__Dataset records__.
** begin **

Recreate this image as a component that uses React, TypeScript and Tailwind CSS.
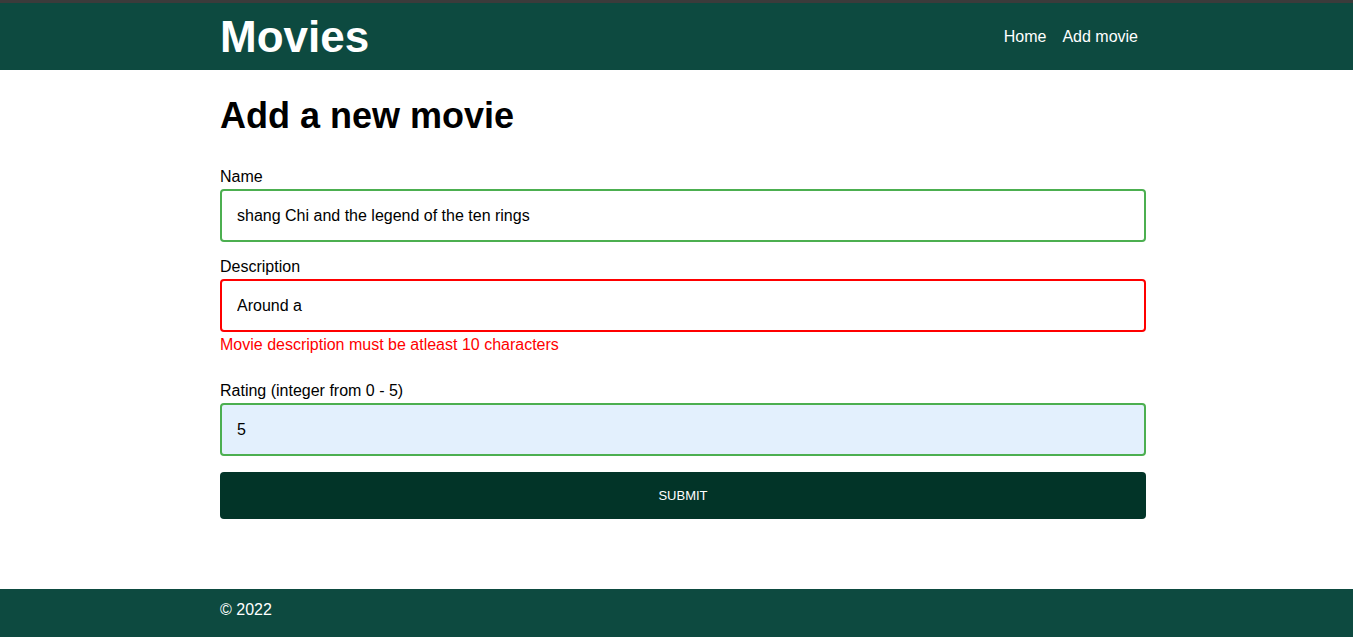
import React, { useState } from "react";

const font = { fontFamily: '"Liberation Sans", Arial, sans-serif' };

function Field({
  label,
  value,
  onChange,
  state,
  error,
  filled,
}: {
  label: string;
  value: string;
  onChange: (v: string) => void;
  state: "ok" | "error";
  error?: string;
  filled?: boolean;
}) {
  return (
    <div className="flex flex-col">
      <label className="pt-[1px] text-[16px] leading-[18px] text-black">{label}</label>
      <input
        value={value}
        onChange={(e) => onChange(e.target.value)}
        className={`mt-[3px] h-[53px] w-full rounded-[4px] border-2 px-[15px] text-[16px] text-black outline-none ${
          state === "ok" ? "border-[#4caf50]" : "border-[#ff0000]"
        } ${filled ? "bg-[#e3f0fd]" : "bg-white"}`}
        style={font}
      />
      {error && (
        <p className="mt-[4px] text-[16px] leading-[18px] text-[#ff0000]">{error}</p>
      )}
    </div>
  );
}

export default function App() {
  const [name, setName] = useState("shang Chi and the legend of the ten rings");
  const [desc, setDesc] = useState("Around a");
  const [rating, setRating] = useState("5");

  return (
    <div className="flex min-h-[637px] flex-col bg-white" style={font}>
      <div className="h-[3px] bg-[#3b3b3b]" />
      <header className="h-[67px] bg-[#0d4a40]">
        <div className="ml-[220px] flex h-full w-[926px] items-center justify-between">
          <h1 className="text-[44px] font-bold leading-none text-white">Movies</h1>
          <nav className="mr-[8px] flex gap-[16px] text-[16px] text-white">
            <a href="#">Home</a>
            <a href="#">Add movie</a>
          </nav>
        </div>
      </header>

      <main className="ml-[220px] w-[926px] flex-1 pb-[70px]">
        <h2 className="mt-[25px] text-[36px] font-bold leading-[41px] text-black">
          Add a new movie
        </h2>
        <form className="mt-[31px] flex flex-col" onSubmit={(e) => e.preventDefault()}>
          <Field label="Name" value={name} onChange={setName} state="ok" />
          <div className="mt-[15px]">
            <Field
              label="Description"
              value={desc}
              onChange={setDesc}
              state="error"
              error="Movie description must be atleast 10 characters"
            />
          </div>
          <div className="mt-[27px]">
            <Field
              label="Rating (integer from 0 - 5)"
              value={rating}
              onChange={setRating}
              state="ok"
              filled
            />
          </div>
          <button
            type="submit"
            className="mt-[16px] h-[47px] w-full rounded-[4px] bg-[#023428] text-[13px] text-white"
          >
            SUBMIT
          </button>
        </form>
      </main>

      <footer className="h-[48px] bg-[#0d4a40]">
        <div className="ml-[220px] pt-[12px] text-[16px] leading-[18px] text-white">© 2022</div>
      </footer>
    </div>
  );
}
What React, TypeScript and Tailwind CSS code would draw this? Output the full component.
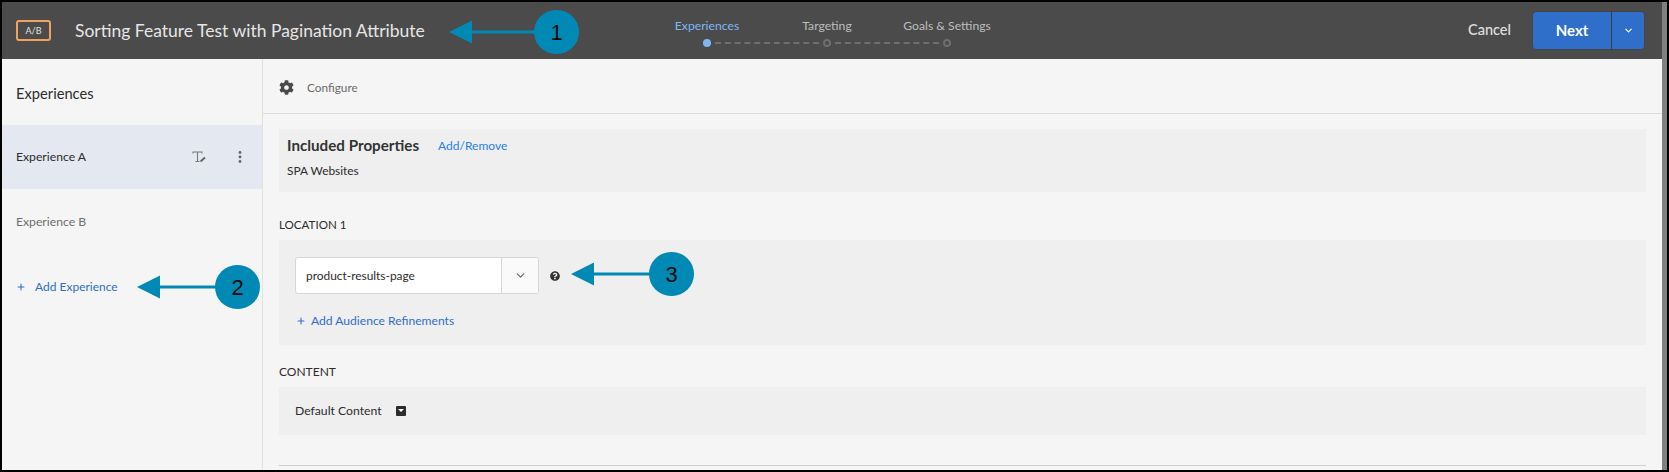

** end **

__Instructions for the task__.
Everything from the first line of the records through the line containing "const [rating, setRating]" should be reproduced exactly, apart from the pictures.

__The output__.
Recreate this image as a component that uses React, TypeScript and Tailwind CSS.
import React, { useState } from "react";

const font = { fontFamily: '"Liberation Sans", Arial, sans-serif' };

function Field({
  label,
  value,
  onChange,
  state,
  error,
  filled,
}: {
  label: string;
  value: string;
  onChange: (v: string) => void;
  state: "ok" | "error";
  error?: string;
  filled?: boolean;
}) {
  return (
    <div className="flex flex-col">
      <label className="pt-[1px] text-[16px] leading-[18px] text-black">{label}</label>
      <input
        value={value}
        onChange={(e) => onChange(e.target.value)}
        className={`mt-[3px] h-[53px] w-full rounded-[4px] border-2 px-[15px] text-[16px] text-black outline-none ${
          state === "ok" ? "border-[#4caf50]" : "border-[#ff0000]"
        } ${filled ? "bg-[#e3f0fd]" : "bg-white"}`}
        style={font}
      />
      {error && (
        <p className="mt-[4px] text-[16px] leading-[18px] text-[#ff0000]">{error}</p>
      )}
    </div>
  );
}

export default function App() {
  const [name, setName] = useState("shang Chi and the legend of the ten rings");
  const [desc, setDesc] = useState("Around a");
  const [rating, setRating] = useState("5");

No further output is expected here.